Shawn Armstrong: A Mariner in 2018, Armstrong was DFA'd by the M's in early 2019 and claimed on waivers by the Orioles about the same time the Mariners traded a low-level minor leaguer to Baltimore for Mike Wright, making a non-trade near-real-time exchange of ineffective relievers. Armstrong has stuck with the Orioles while Wright was cut loose by the M's within weeks; in last year's mini-season, Armstrong was about the best the Baltimore ’pen had to offer, though the innings were few (just 15). In ’19 he was not the same guy, posting and ERA over 5.00 and a WHIP of 1.546. It remains to be seen which version will materialize in 2021.

Franchise History

Baltimore Orioles(1954 - present)
World Champions:1966, 1970, 1983
League Champions:1944, 1969, 1971, 1979
Division Titles:1973, 1974, 1997, 2014

— Notes —

Chris Davis: Of the American League's Chris/Khris Davises, Baltimore's version has seen the highest highs and the lowest lows, from All-Star and MVP candidate with league-leading homer and RBI totals to arguably the worst hitter in baseball. Chris-Davis-With-a-C, or White Chris Davis, signed a mammoth contract extension after the 2015 season that continues through next year. Since signing him to that extension, the Orioles have paid him over $115 million for an aggregate batting line of .196/.291/.379. (For contrast's sake, Khris-Davis-With-a-K, or Black Khris Davis, has been a little better at .240/.316/.495 for Oakland during that time.) Davis injured his back in spring training and will be on the injured list through next month most likely. Whether that's good or bad depends on your particular brand of Oriole fandom, I suppose.
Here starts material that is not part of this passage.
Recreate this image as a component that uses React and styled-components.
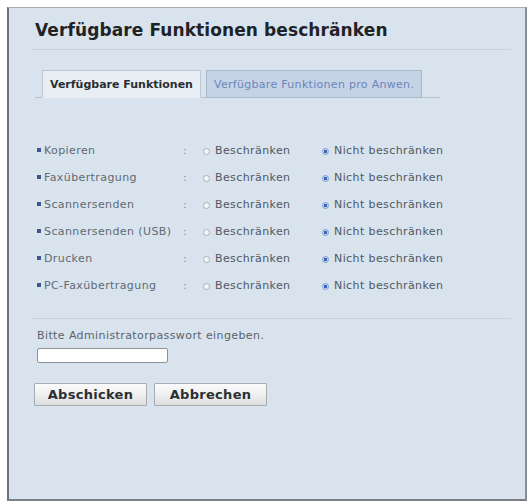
import { createGlobalStyle } from 'styled-components';
import styled from 'styled-components';

const GlobalStyle = createGlobalStyle`
	html, body { margin: 0; padding: 0; background: #ffffff; }
	body { font-family: "DejaVu Sans", Verdana, sans-serif; }
`

const functions = [
	'Kopieren',
	'Faxübertragung',
	'Scannersenden',
	'Scannersenden (USB)',
	'Drucken',
	'PC-Faxübertragung',
]

export default function App() {
	return (
		<>
			<GlobalStyle />
			<Page>
				<Panel>
					<Title>Verfügbare Funktionen beschränken</Title>

					<TabBar>
						<Tab active>Verfügbare Funktionen</Tab>
						<Tab>Verfügbare Funktionen pro Anwen.</Tab>
					</TabBar>

					<List>
						{functions.map((name) => (
							<Row key={name}>
								<Label><Bullet />{name}</Label>
								<Colon>:</Colon>
								<Option><Radio />Beschränken</Option>
								<Option><Radio checked />Nicht beschränken</Option>
							</Row>
						))}
					</List>

					<Footer>
						<Hint>Bitte Administratorpasswort eingeben.</Hint>
						<Password type="password" />
						<Buttons>
							<Button>Abschicken</Button>
							<Button>Abbrechen</Button>
						</Buttons>
					</Footer>
				</Panel>
			</Page>
		</>
	)
}

const Page = styled.div`
	width: 529px;
	height: 503px;
	padding: 7px 2px 2px 7px;
	box-sizing: border-box;
`

const Panel = styled.div`
	height: 100%;
	box-sizing: border-box;
	background: #d8e3ee;
	border-top: 1px solid #a9adb2;
	border-left: 2px solid #6e7277;
	border-right: 2px solid #8a8e93;
	border-bottom: 2px solid #7c8085;
	padding: 0 14px 0 22px;
`

const Title = styled.h1`
	margin: 0;
	padding: 12px 0 9px 4px;
	font-size: 17px;
	font-weight: bold;
	color: #1f2326;
	border-bottom: 1px solid #c9d3dd;
	letter-spacing: 0.1px;
`

const TabBar = styled.div`
	display: flex;
	align-items: flex-end;
	gap: 5px;
	margin: 20px 0 0 4px;
	padding-left: 7px;
	width: 398px;
	border-bottom: 1px solid #b9c2cc;
`

const Tab = styled.div`
	height: 28px;
	box-sizing: border-box;
	display: flex;
	align-items: center;
	padding: 0 7px;
	font-size: 11px;
	letter-spacing: ${({ active }) => active ? '0px' : '0.3px'};
	margin-bottom: -1px;
	border: 1px solid ${({ active }) => active ? '#bfc7d0' : '#a9b8cc'};
	border-bottom-color: ${({ active }) => active ? '#e8eef4' : '#a9b8cc'};
	background: ${({ active }) => active ? '#e8eef4' : '#c4d3e6'};
	color: ${({ active }) => active ? '#2a2e33' : '#6c86b8'};
	font-weight: ${({ active }) => active ? 'bold' : 'normal'};
`

const List = styled.div`
	display: flex;
	flex-direction: column;
	gap: 11px;
	padding: 44px 0 0 6px;
`

const Row = styled.div`
	display: grid;
	grid-template-columns: 146px 20px 119px auto;
	align-items: center;
	height: 16px;
	font-size: 11px;
	letter-spacing: 0.4px;
	color: #5d6670;
`

const Label = styled.div`
	display: flex;
	align-items: center;
	gap: 3px;
	color: #606a74;
	white-space: nowrap;
`

const Bullet = styled.span`
	width: 4px;
	height: 4px;
	background: #3f5592;
`

const Colon = styled.span`
	color: #8c949c;
`

const Option = styled.div`
	display: flex;
	align-items: center;
	gap: 5px;
	color: #505861;
	white-space: nowrap;
`

const Radio = styled.span`
	width: 7px;
	height: 7px;
	flex: none;
	border-radius: 50%;
	box-sizing: border-box;
	border: 1px solid ${({ checked }) => checked ? '#7e9bd0' : '#a7afb8'};
	background: ${({ checked }) => checked ? 'radial-gradient(circle, #3b63b8 0 1.6px, #c9d8f0 2px)' : '#f4f6f8'};
	margin-top: 3px;
`

const Footer = styled.div`
	margin-top: 25px;
	padding: 10px 0 0 6px;
	border-top: 1px solid #c9d3dd;
`

const Hint = styled.div`
	font-size: 11px;
	letter-spacing: 0.4px;
	color: #5b636c;
`

const Password = styled.input`
	display: block;
	margin-top: 6px;
	width: 131px;
	height: 15px;
	box-sizing: border-box;
	border: 1px solid #8c9299;
	border-radius: 2px;
	background: #ffffff;
`

const Buttons = styled.div`
	display: flex;
	gap: 7px;
	margin-top: 20px;
	margin-left: -3px;
`

const Button = styled.button`
	width: 113px;
	height: 23px;
	font-family: "DejaVu Sans", Verdana, sans-serif;
	font-size: 13px;
	font-weight: bold;
	letter-spacing: 0.3px;
	color: #2b2f33;
	border: 1px solid #a7acb2;
	border-radius: 1px;
	background: linear-gradient(#fafafa, #ededed 60%, #dcdcdc);
	padding: 0;
`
On the air: The Orioles have replaced their entire broadcast crew this season, jettisoning one of the two best play-by-play announcers baseball had to offer in Gary Thorne. Why? Who knows, even Thorne isn't sure, but it has to be money. Thorne is top-level, he commands coin, and the O's are all about pinching pennies right now. With Thorne out of a big-league booth, at least for now, San Francisco's Jon Miller can lay sole claim to the title of best play-by-play broadcaster in the Majors all by himself.